**What the exercise asks:** Collect from the data below each line with "React".

BEGIN Data segment

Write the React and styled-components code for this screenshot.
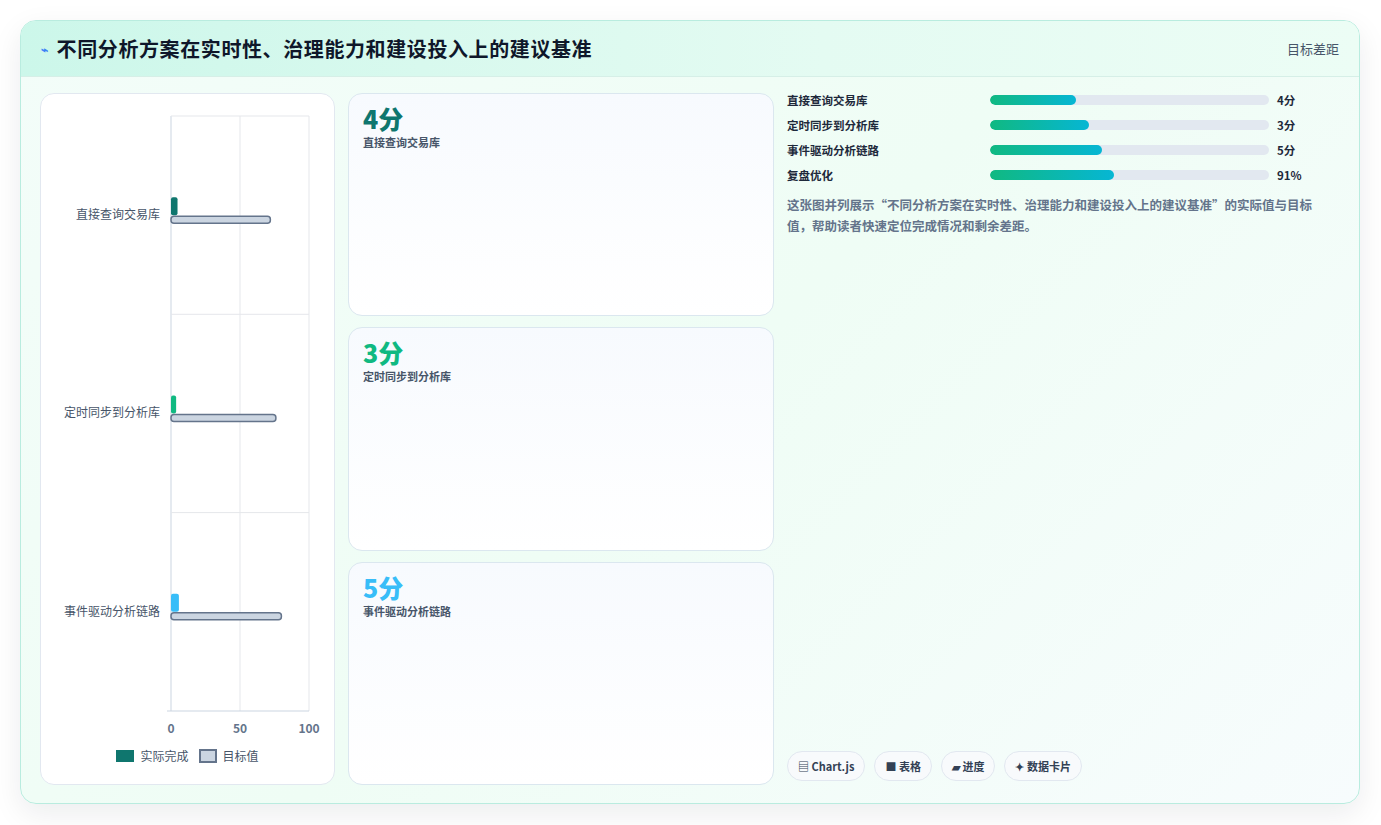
import React from "react";
import styled, { createGlobalStyle } from "styled-components";

const G = createGlobalStyle`
  body { margin: 0; background: #fff; font-family: "Noto Sans CJK SC", "Noto Sans", sans-serif; }
`;
const Page = styled.div`padding: 20px 21px 21px 20px; height: 825px; box-sizing: border-box;`;
const Card = styled.div`
  height: 784px; box-sizing: border-box; border: 1px solid #b9ecdf; border-radius: 16px; overflow: hidden;
  background: linear-gradient(135deg, #f3fdf9 0%, #effdf5 50%, #f7fcfd 100%);
  box-shadow: 0 10px 30px rgba(15, 23, 42, 0.08); display: flex; flex-direction: column;
`;
const Header = styled.div`
  height: 55px; flex: none; display: flex; align-items: center; justify-content: space-between; padding: 0 20px;
  background: linear-gradient(90deg, #ccf7ea, #e4fbf2 60%, #ecfdf5); border-bottom: 1px solid #d6efe7;
`;
const Title = styled.h1`margin: 0; font-size: 20px; letter-spacing: 0.6px; font-weight: 700; color: #0f172a; display: flex; align-items: center; gap: 8px;`;
const Bolt = styled.span`color: #3b82f6; font-size: 12px;`;
const Meta = styled.span`font-size: 13px; color: #475569;`;
const Body = styled.div`flex: 1; display: grid; grid-template-columns: 295px 426px 1fr; gap: 13px; padding: 16px 19px 18px 19px; min-height: 0;`;
const Panel = styled.div`background: #fff; border: 1px solid #e2e8f0; border-radius: 14px; display: flex; flex-direction: column; padding: 0;`;
const Legend = styled.div`display: flex; justify-content: center; gap: 10px; font-size: 12px; color: #475569; margin-top: 8px;`;
const LegItem = styled.span`display: flex; align-items: center; gap: 6px;`;
const Swatch = styled.span`width: ${p => p.$o ? 14 : 18}px; height: ${p => p.$o ? 10 : 12}px; background: ${p => p.$c}; border: ${p => p.$o ? "2px solid #64748b" : "none"};`;
const Stack = styled.div`display: grid; grid-template-rows: repeat(3, 1fr); gap: 11px;`;
const Metric = styled.div`border: 1px solid #dbe7ef; border-radius: 14px; background: linear-gradient(180deg, #f7fafe, #fff); padding: 8px 14px;`;
const Big = styled.div`font-size: 25px; font-weight: 800; color: ${p => p.$c}; line-height: 32px;`;
const Sub = styled.div`font-size: 11px; color: #475569; font-weight: 600;`;
const Right = styled.div`display: flex; flex-direction: column; margin-top: -6px; padding-bottom: 4px;`;
const Row = styled.div`display: grid; grid-template-columns: 203px 279px 1fr; align-items: center; height: 25px; font-size: 11.5px; font-weight: 700; color: #1e293b;`;
const Track = styled.div`height: 10px; border-radius: 5px; background: #e2e8f0; overflow: hidden; width: 279px;`;
const Fill = styled.div`height: 100%; border-radius: 5px; background: linear-gradient(90deg, #10b981, #06b6d4);`;
const Val = styled.span`padding-left: 8px;`;
const Desc = styled.p`margin: 7px 0 0; font-size: 12.5px; line-height: 21px; color: #64748b; font-weight: 600; max-width: 540px;`;
const Chips = styled.div`margin-top: auto; display: flex; gap: 9px;`;
const Chip = styled.span`border: 1px solid #e2e8f0; background: #f8fafc; border-radius: 15px; padding: 0 10px; height: 28px; display: flex; align-items: center; font-size: 11px; font-weight: 700; color: #334155;`;

const cats = [["直接查询交易库", 4, 72, "#0f766e"], ["定时同步到分析库", 3, 76, "#10b981"], ["事件驱动分析链路", 5, 80, "#38bdf8"]];

function Chart() {
  const x0 = 130, w = 138, top = 22, rowH = 198.3, bottom = 617;
  return (
    <svg width="293" height="645" style={{ display: "block" }}>
      {[0, 50, 100].map((v, i) => <line key={i} x1={x0 + v * 1.38} x2={x0 + v * 1.38} y1={top} y2={bottom} stroke={i ? "#e5e7eb" : "#cbd5e1"} />)}
      <line x1={x0} x2={x0 + w} y1={top} y2={top} stroke="#e5e7eb" />
      {[1, 2].map(i => <line key={i} x1={x0} x2={x0 + w} y1={top + rowH * i} y2={top + rowH * i} stroke="#e5e7eb" />)}
      <line x1={x0 - 4} x2={x0 + w} y1={bottom} y2={bottom} stroke="#cbd5e1" />
      {cats.map(([n, a, t, c], i) => {
        const cy = top + rowH * i + rowH / 2;
        return (
          <g key={n}>
            <text x={x0 - 11} y={cy + 4} textAnchor="end" fontSize="12" fill="#475569">{n}</text>
            <rect x={x0} y={cy - 18} width={a * 1.38 + 1} height={18} rx="2" fill={c} />
            <rect x={x0} y={cy + 1} width={t * 1.38} height={7} rx="3" fill="#cbd5e1" stroke="#64748b" strokeWidth="1.5" />
          </g>
        );
      })}
      {[0, 50, 100].map(v => <text key={v} x={x0 + v * 1.38} y={639} textAnchor="middle" fontSize="12" fill="#64748b" fontWeight="600">{v}</text>)}
    </svg>
  );
}

export default function App() {
  return (
    <Page>
      <G />
      <Card>
        <Header>
          <Title><Bolt>⌁</Bolt>不同分析方案在实时性、治理能力和建设投入上的建议基准</Title>
          <Meta>目标差距</Meta>
        </Header>
        <Body>
          <Panel>
            <Chart />
            <Legend>
              <LegItem><Swatch $c="#0f766e" />实际完成</LegItem>
              <LegItem><Swatch $c="#cbd5e1" $o />目标值</LegItem>
            </Legend>
          </Panel>
          <Stack>
            <Metric><Big $c="#0f766e">4分</Big><Sub>直接查询交易库</Sub></Metric>
            <Metric><Big $c="#10b981">3分</Big><Sub>定时同步到分析库</Sub></Metric>
            <Metric><Big $c="#38bdf8">5分</Big><Sub>事件驱动分析链路</Sub></Metric>
          </Stack>
          <Right>
            {[["直接查询交易库", 31, "4分"], ["定时同步到分析库", 35.5, "3分"], ["事件驱动分析链路", 40, "5分"], ["复盘优化", 44.5, "91%"]].map(([n, p, v]) => (
              <Row key={n}><span>{n}</span><Track><Fill style={{ width: p + "%" }} /></Track><Val>{v}</Val></Row>
            ))}
            <Desc>这张图并列展示“不同分析方案在实时性、治理能力和建设投入上的建议基准”的实际值与目标值，帮助读者快速定位完成情况和剩余差距。</Desc>
            <Chips>
              <Chip>▤ Chart.js</Chip><Chip>■ 表格</Chip><Chip>▰ 进度</Chip><Chip>✦ 数据卡片</Chip>
            </Chips>
          </Right>
        </Body>
      </Card>
    </Page>
  );
}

END Data segment

**The response:**
Write the React and styled-components code for this screenshot.
import React from "react";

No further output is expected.